Наступление на Варшаву и слепому должно было воочию показать это. Армия, только что бившая наголову поляков везде, где они пытались наступать на Россию, начала терпеть поражение за поражением лишь только ей была поставлена другая задача – сделать Польшу красной с перспективой коммунизировать затем Германию и т. д. Польское население, не только крестьянское и мещанское, но и рабочее, население более высокой культуры, нисколько не подвергалось идейному воздействию обрушившейся на него более отсталой стихии: оно массами снималось с мест при подходе Красной армии и отступало вместе с польскими войсками. А эти войска не только не разлагались под влиянием красноармейцев, но, наоборот, сама Красная армия, утратившая интерес и веру в плодотворность того дела, ради которого ведется война, стала разлагаться. И этому процессу разложения содействовала, разумеется, плохая постановка материальной части – тоже выражение несоответствия хозяйственной основы отсталой и истощенной страны тем грандиозным задачам социального переустройства всего мира, которые этой стране ставились большевиками.

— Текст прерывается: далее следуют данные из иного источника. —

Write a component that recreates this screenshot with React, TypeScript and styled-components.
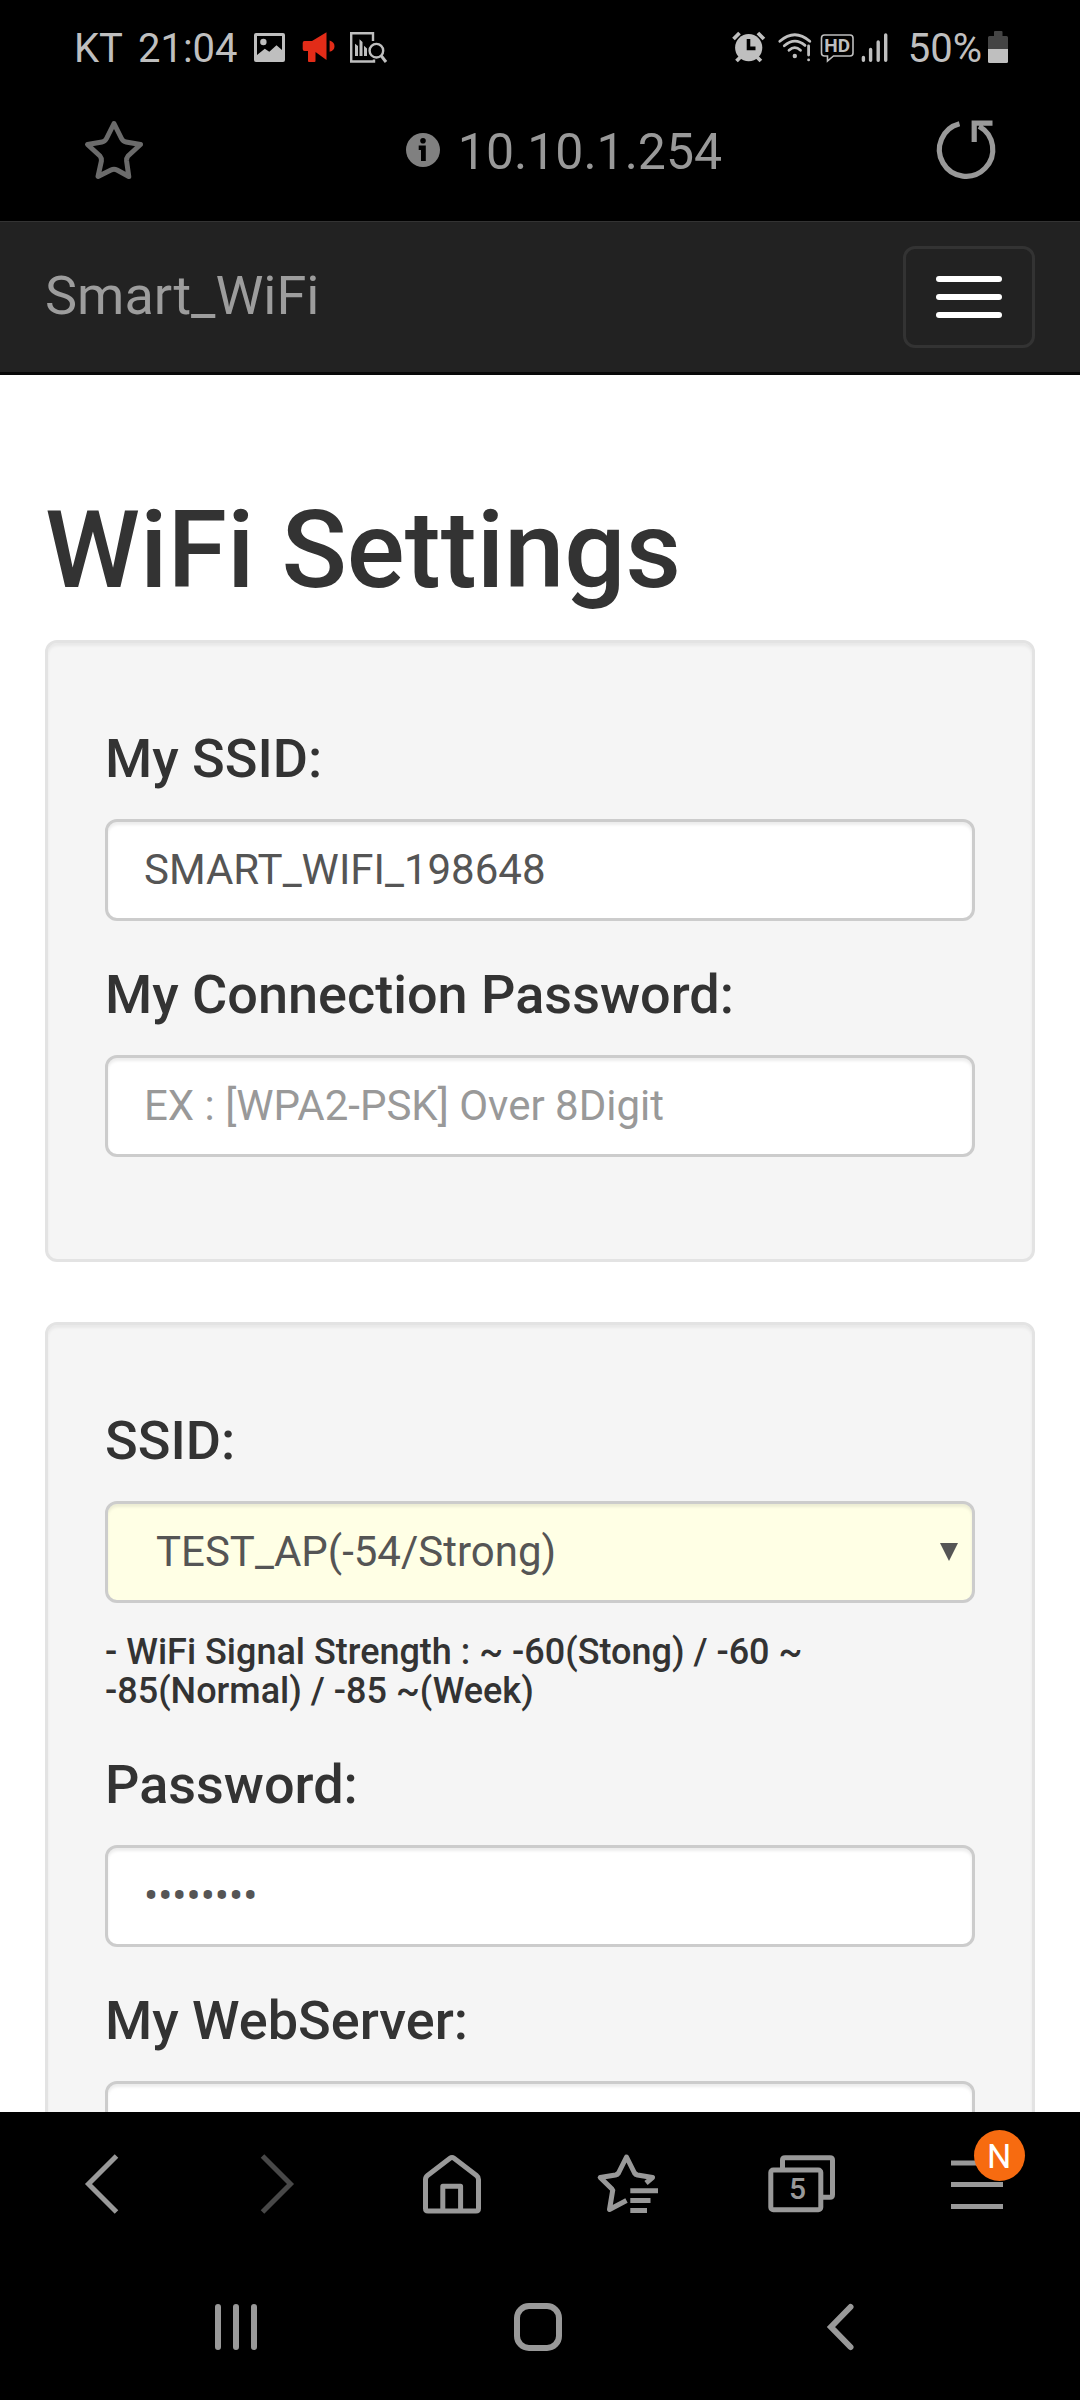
import React, { useState } from "react";
import styled, { createGlobalStyle } from "styled-components";

const GlobalStyle = createGlobalStyle`
  *, *::before, *::after { box-sizing: border-box; }
  body {
    margin: 0;
    background: #000;
    font-family: Roboto, "Noto Sans", sans-serif;
  }
  button, input, select { font-family: inherit; }
`;

const Screen = styled.div`
  display: flex;
  flex-direction: column;
  height: 100vh;
  background: #000;
`;

/* ---------- phone status bar ---------- */

const StatusBar = styled.header`
  display: flex;
  flex: none;
  justify-content: space-between;
  align-items: center;
  height: 94px;
  padding: 0 72px 0 74px;
  color: #bfbfbf;
`;

const StatusGroup = styled.div<{ $gap: number }>`
  display: flex;
  align-items: center;
  gap: ${(p) => p.$gap}px;
`;

const StatusText = styled.span`
  padding-top: 4px;
  font-size: 40px;
  line-height: 46px;
`;

const Icon = styled.svg`
  display: block;
  flex: none;
  overflow: visible;
  fill: none;
`;

/* ---------- address bar ---------- */

const AddressBar = styled.div`
  display: flex;
  flex: none;
  align-items: center;
  height: 127px;
  padding: 0 83px 15px 85px;
`;

const Address = styled.div`
  display: flex;
  flex: 1;
  align-items: center;
  justify-content: center;
  gap: 18px;
  padding-left: 48px;
  color: #999;
`;

const AddressText = styled.span`
  padding-top: 4px;
  font-size: 50px;
  line-height: 60px;
`;

const IconButton = styled.button<{ $color?: string }>`
  display: block;
  position: relative;
  padding: 0;
  border: 0;
  background: none;
  color: ${(p) => p.$color ?? "#999"};
  cursor: pointer;
`;

/* ---------- web page ---------- */

const Page = styled.div`
  flex: 1;
  min-height: 0;
  overflow-y: auto;
  scrollbar-width: none;
  background: #fff;
  color: #333;
`;

const Navbar = styled.nav`
  display: flex;
  align-items: center;
  justify-content: space-between;
  padding: 24px 45px;
  border-top: 1px solid #333;
  border-bottom: 3px solid #080808;
  background: #222;
`;

const Brand = styled.a`
  padding-bottom: 2px;
  color: #9d9d9d;
  font-size: 54px;
  line-height: 60px;
  text-decoration: none;
`;

const Toggle = styled.button`
  display: flex;
  flex-direction: column;
  justify-content: center;
  gap: 12px;
  height: 102px;
  padding: 0 30px;
  border: 3px solid #333;
  border-radius: 12px;
  background: transparent;
  cursor: pointer;
`;

const ToggleBar = styled.span`
  width: 66px;
  height: 6px;
  border-radius: 3px;
  background: #fff;
`;

const Container = styled.main`
  padding: 116px 45px 60px;
`;

const Title = styled.h1`
  margin: 0 0 30px;
  font-size: 108px;
  font-weight: 500;
  line-height: 119px;
`;

const Well = styled.section`
  margin-bottom: 60px;
  padding: 87px 57px 57px;
  border: 3px solid #e3e3e3;
  border-radius: 12px;
  background: #f5f5f5;
  box-shadow: inset 0 3px 3px rgba(0, 0, 0, 0.05);
`;

const Field = styled.div`
  margin-bottom: 45px;
`;

const FieldLabel = styled.label`
  display: block;
  margin-bottom: 32px;
  font-size: 54px;
  font-weight: 500;
  line-height: 57px;
`;

const TextInput = styled.input`
  display: block;
  width: 100%;
  height: 102px;
  padding: 17px 36px 19px;
  border: 3px solid #ccc;
  border-radius: 12px;
  outline: none;
  background: #fff;
  box-shadow: inset 0 3px 3px rgba(0, 0, 0, 0.075);
  color: #555;
  font-size: 42px;
  line-height: 60px;

  &::placeholder {
    color: #999;
    opacity: 1;
  }
`;

const SelectWrap = styled.div`
  position: relative;
`;

const Select = styled.select`
  display: block;
  width: 100%;
  height: 102px;
  padding: 18px 48px;
  border: 3px solid #ccc;
  border-radius: 12px;
  outline: none;
  appearance: none;
  background: #ffffe5;
  box-shadow: inset 0 3px 3px rgba(0, 0, 0, 0.075);
  color: #555;
  font-size: 42px;
  line-height: 60px;
`;

const SelectArrow = styled.svg`
  position: absolute;
  top: 42px;
  right: 17px;
  pointer-events: none;
`;

const Hint = styled.p`
  margin: 30px 0 0;
  font-size: 36px;
  font-weight: 500;
  line-height: 39px;
`;

/* ---------- bottom bars ---------- */

const Toolbar = styled.nav`
  display: grid;
  flex: none;
  grid-template-columns: repeat(6, 1fr);
  place-items: center;
  height: 144px;
  padding: 0 16px 0 15px;
`;

const Badge = styled.span`
  position: absolute;
  top: -24px;
  left: 23px;
  width: 51px;
  height: 51px;
  border-radius: 50%;
  background: #f76b10;
  color: #fff;
  font-size: 34px;
  line-height: 52px;
  text-align: center;
`;

const SystemNav = styled.nav`
  display: grid;
  flex: none;
  grid-template-columns: repeat(3, 1fr);
  place-items: center;
  height: 144px;
  padding: 0 89px 2px 85px;
`;

/* ---------- drawings ---------- */

const PictureIcon = () => (
  <Icon width="34" height="33" viewBox="0 0 34 33">
    <path
      fill="currentColor"
      fillRule="evenodd"
      d="M3 2H30Q32 2 32 4V29Q32 31 30 31H3Q1 31 1 29V4Q1 2 3 2ZM4 5V24L11.8 17.7 16.3 20.7 23.5 14.3 29 19V5Z"
    />
    <circle cx="10.4" cy="11" r="3.2" fill="currentColor" />
  </Icon>
);

const MegaphoneIcon = () => (
  <Icon width="33" height="33" viewBox="0 0 33 33">
    <path
      fill="#e22c18"
      d="M2.5 10H10L24.5 1.3V29L13.5 21V30q0 1-1 1H7q-1 0-1-1V20H2.5Q.7 20 .7 18V12Q.7 10 2.5 10ZM27.6 9.5Q32.5 11 32.5 15.2T27.6 20.7Z"
    />
  </Icon>
);

const ReportIcon = () => (
  <Icon width="37" height="33" viewBox="0 0 37 33">
    <path d="M23 10V2.2H1.2V30.5H24V28.5" stroke="currentColor" strokeWidth="2.4" />
    <path fill="currentColor" d="M5 12.7L8 15V25H5ZM9.5 8.3L12.5 11V25H9.5ZM14 14.7L17 17.5V25H14Z" />
    <circle cx="26.4" cy="19.7" r="6.8" stroke="currentColor" strokeWidth="2.4" />
    <path d="M31 24.5L36 31" stroke="currentColor" strokeWidth="3" />
  </Icon>
);

const AlarmIcon = () => (
  <Icon width="40" height="33" viewBox="0 0 40 33">
    <path d="M1.5 8L7.5 2M25.9 2L31.9 8M4.5 30L9 25.5M28.9 30L24.4 25.5" stroke="currentColor" strokeWidth="3.8" />
    <circle cx="16.7" cy="16.7" r="13.6" fill="currentColor" />
    <path d="M16.5 8V17.4H23.5" stroke="#000" strokeWidth="3.6" />
  </Icon>
);

const WifiIcon = () => (
  <Icon width="36" height="33" viewBox="0 0 36 33" stroke="currentColor" strokeWidth="2.8" strokeLinecap="round">
    <path d="M1.8 10.3Q16.8-2.7 31.8 10.3M6.3 14.8Q16.8 5.7 27 14.4M11 19.3Q16.8 14 22.5 19.3M30.6 15V24M30.6 28.8V28.9" />
    <circle cx="16.8" cy="25" r="2.2" fill="currentColor" stroke="none" />
  </Icon>
);

const HdIcon = () => (
  <Icon width="36" height="33" viewBox="0 0 36 33">
    <path
      d="M4.5 4H30Q33 4 33 7V22Q33 25 30 25H13.5L7.5 30V25H4.5Q1.5 25 1.5 22V7Q1.5 4 4.5 4Z"
      stroke="currentColor"
      strokeWidth="1.6"
    />
    <text x="17.2" y="21.3" textAnchor="middle" fill="currentColor" fontSize="19" fontWeight="700">
      HD
    </text>
  </Icon>
);

const SignalIcon = () => (
  <Icon width="40" height="33" viewBox="0 0 40 33" stroke="currentColor" strokeWidth="3.4" strokeLinecap="round">
    <path d="M1.4 26.5V29.2M8.6 18.5V29.2M16.2 11V29.2M23.7 4V29.2" />
  </Icon>
);

const BatteryIcon = () => (
  <Icon width="20" height="33" viewBox="0 0 20 33">
    <path fill="#444" d="M7 0H13.5Q14.5 0 14.5 1V5H18.5Q20 5 20 6.5V18H0V6.5Q0 5 1.5 5H6V1Q6 0 7 0Z" />
    <path fill="currentColor" d="M0 18H20V30.5Q20 32 18.5 32H1.5Q0 32 0 30.5Z" />
  </Icon>
);

const StarIcon = () => (
  <Icon width="58" height="60" viewBox="0 0 58 60" stroke="currentColor" strokeWidth="5" strokeLinejoin="round">
    <path d="M29 3.5L36.5 18.5Q38 21.5 41 22L55.5 24.5 43 36Q41.3 38 41.6 41L43.8 56.5 32 50Q29 48.5 26 50L13 56.5 16.4 41Q16.7 38 15 36L2.5 24.5 17 22Q20 21.5 21.5 18.5Z" />
  </Icon>
);

const InfoIcon = () => (
  <Icon width="34" height="34" viewBox="0 0 34 34">
    <circle cx="17" cy="17" r="17" fill="#808080" />
    <circle cx="17" cy="7.8" r="2.8" fill="#000" />
    <path fill="#000" d="M12.7 12.6H19.8V28H15V17H12.7Z" />
  </Icon>
);

const ReloadIcon = () => (
  <Icon width="60" height="60" viewBox="0 0 60 60" stroke="currentColor" strokeWidth="5.2">
    <path d="M22.5 3.7A26.7 26.7 0 1 0 42 6.2M37.2 22V3.2H55.5" />
  </Icon>
);

const ChevronIcon = ({ flip = false }: { flip?: boolean }) => (
  <Icon width="36" height="60" viewBox="0 0 36 60" stroke="currentColor" strokeWidth="5">
    <path d={flip ? "M3.5 2L31.5 30 3.5 58" : "M32.5 2L4.5 30 32.5 58"} />
  </Icon>
);

const HouseIcon = () => (
  <Icon width="60" height="60" viewBox="0 0 60 60" stroke="currentColor" strokeWidth="5">
    <path d="M3.5 25.5Q3.5 23 5.5 21.5L28 4.3Q30 2.8 32 4.3L54.5 21.5Q56.5 23 56.5 25.5V54.5Q56.5 57 54 57H6Q3.5 57 3.5 54.5Z" />
    <path d="M20.8 57V32.2H38.6V57" strokeLinejoin="round" />
  </Icon>
);

const BookmarksIcon = () => (
  <Icon width="62" height="60" viewBox="-1 0 62 60" stroke="currentColor" strokeWidth="5">
    <path
      strokeLinejoin="round"
      d="M29.5 46.5L12.5 55.5 15.5 37.5Q16 36 15 35L3.2 23.5 18.5 21Q20.5 20.5 21.5 19L29.5 3 37.5 19Q38.5 20.5 40.5 21L55.5 23.5 49 29"
    />
    <path d="M33.3 36.7H61M33.3 46.5H53.5M33.3 56.5H50" />
  </Icon>
);

const TabsIcon = () => (
  <Icon width="68" height="58" viewBox="0 0 68 58" stroke="currentColor" strokeWidth="5">
    <rect x="2.8" y="15" width="50" height="39.7" rx="2.5" />
    <path d="M14.5 13V5Q14.5 2.7 17 2.7H62Q64.5 2.7 64.5 5V39.7Q64.5 42.2 62 42.2H55" />
    <text x="29.5" y="44.3" textAnchor="middle" fill="currentColor" stroke="none" fontSize="30" fontWeight="500">
      5
    </text>
  </Icon>
);

const MenuIcon = () => (
  <Icon width="52" height="60" viewBox="0 0 52 60" stroke="currentColor" strokeWidth="5">
    <path d="M0 9H52M0 30.5H52M0 52.5H52" />
  </Icon>
);

const RecentsIcon = () => (
  <Icon width="42" height="48" viewBox="0 0 42 48" stroke="currentColor" strokeWidth="6" strokeLinecap="round">
    <path d="M3 4V44M21 4V44M39 4V44" />
  </Icon>
);

const HomeKeyIcon = () => (
  <Icon width="48" height="48" viewBox="0 0 48 48" stroke="currentColor" strokeWidth="6">
    <rect x="3" y="3" width="42" height="42" rx="12" />
  </Icon>
);

const BackKeyIcon = () => (
  <Icon width="28" height="48" viewBox="0 0 28 48" stroke="currentColor" strokeWidth="6" strokeLinecap="round">
    <path d="M24.5 4L5 24 24.5 44" />
  </Icon>
);

export default function App() {
  const [mySsid, setMySsid] = useState("SMART_WIFI_198648");
  const [myPassword, setMyPassword] = useState("");
  const [password, setPassword] = useState("12345678");
  const [server, setServer] = useState("");

  return (
    <Screen>
      <GlobalStyle />
      <StatusBar>
        <StatusGroup $gap={15}>
          <StatusText>KT</StatusText>
          <StatusText as="time">21:04</StatusText>
          <PictureIcon />
          <MegaphoneIcon />
          <ReportIcon />
        </StatusGroup>
        <StatusGroup $gap={6}>
          <AlarmIcon />
          <WifiIcon />
          <HdIcon />
          <SignalIcon />
          <StatusText>50%</StatusText>
          <BatteryIcon />
        </StatusGroup>
      </StatusBar>

      <AddressBar>
        <IconButton aria-label="Bookmark" $color="#6b6b6b">
          <StarIcon />
        </IconButton>
        <Address>
          <InfoIcon />
          <AddressText>10.10.1.254</AddressText>
        </Address>
        <IconButton aria-label="Reload">
          <ReloadIcon />
        </IconButton>
      </AddressBar>

      <Page>
        <Navbar>
          <Brand href="#">Smart_WiFi</Brand>
          <Toggle aria-label="Toggle navigation">
            <ToggleBar />
            <ToggleBar />
            <ToggleBar />
          </Toggle>
        </Navbar>

        <Container>
          <Title>WiFi Settings</Title>
          <Well>
            <Field>
              <FieldLabel htmlFor="my-ssid">My SSID:</FieldLabel>
              <TextInput id="my-ssid" value={mySsid} onChange={(e) => setMySsid(e.target.value)} />
            </Field>
            <Field>
              <FieldLabel htmlFor="my-password">My Connection Password:</FieldLabel>
              <TextInput
                id="my-password"
                placeholder="EX : [WPA2-PSK] Over 8Digit"
                value={myPassword}
                onChange={(e) => setMyPassword(e.target.value)}
              />
            </Field>
          </Well>
          <Well>
            <Field>
              <FieldLabel htmlFor="ssid">SSID:</FieldLabel>
              <SelectWrap>
                <Select id="ssid">
                  <option>TEST_AP(-54/Strong)</option>
                </Select>
                <SelectArrow width="18" height="18" viewBox="0 0 18 18">
                  <path fill="#555" d="M0 0H18L9 18Z" />
                </SelectArrow>
              </SelectWrap>
              <Hint>- WiFi Signal Strength : ~ -60(Stong) / -60 ~ -85(Normal) / -85 ~(Week)</Hint>
            </Field>
            <Field>
              <FieldLabel htmlFor="password">Password:</FieldLabel>
              <TextInput
                id="password"
                type="password"
                value={password}
                onChange={(e) => setPassword(e.target.value)}
              />
            </Field>
            <Field>
              <FieldLabel htmlFor="server">My WebServer:</FieldLabel>
              <TextInput id="server" value={server} onChange={(e) => setServer(e.target.value)} />
            </Field>
          </Well>
        </Container>
      </Page>

      <Toolbar aria-label="Browser">
        <IconButton aria-label="Back">
          <ChevronIcon />
        </IconButton>
        <IconButton aria-label="Forward" $color="#484848">
          <ChevronIcon flip />
        </IconButton>
        <IconButton aria-label="Homepage">
          <HouseIcon />
        </IconButton>
        <IconButton aria-label="Bookmarks">
          <BookmarksIcon />
        </IconButton>
        <IconButton aria-label="Tabs">
          <TabsIcon />
        </IconButton>
        <IconButton aria-label="Menu">
          <MenuIcon />
          <Badge>N</Badge>
        </IconButton>
      </Toolbar>
      <SystemNav aria-label="System">
        <IconButton aria-label="Recent apps">
          <RecentsIcon />
        </IconButton>
        <IconButton aria-label="Home">
          <HomeKeyIcon />
        </IconButton>
        <IconButton aria-label="Go back">
          <BackKeyIcon />
        </IconButton>
      </SystemNav>
    </Screen>
  );
}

В результате – чем дальше Красная армия подвигалась к Варшаве, тем более она освобождалась от всяких обозов и, несмотря на существование специального продовольственного фронтового органа (Опродкомзап), фактически жила лишь реквизициями у местного населения, вносившими громадное озлобление и раздражение; и тем более таяли ее полки, потому что солдаты стали разбегаться. Дезертирство достигло колоссальных размеров. Как-то уже позже, в Смоленске, конвоир-красноармеец в разговоре с препровождавшимися по этапу товарищами, арестованными в Могилеве, так определял юмористически, что такое "трехмиллионная Красная армия"; миллион бежит, миллион сидит, миллион ловит и водит. Несмотря на угрозы суровыми карами, сменявшиеся "неделями дезертиров", когда добровольно вернувшимся обещалось полное прощение, бегство из рядов армии не прекращалось, и только в упомянутые "недели" беглецы возвращались, чтобы получить обмундирование и затем снова исчезнуть.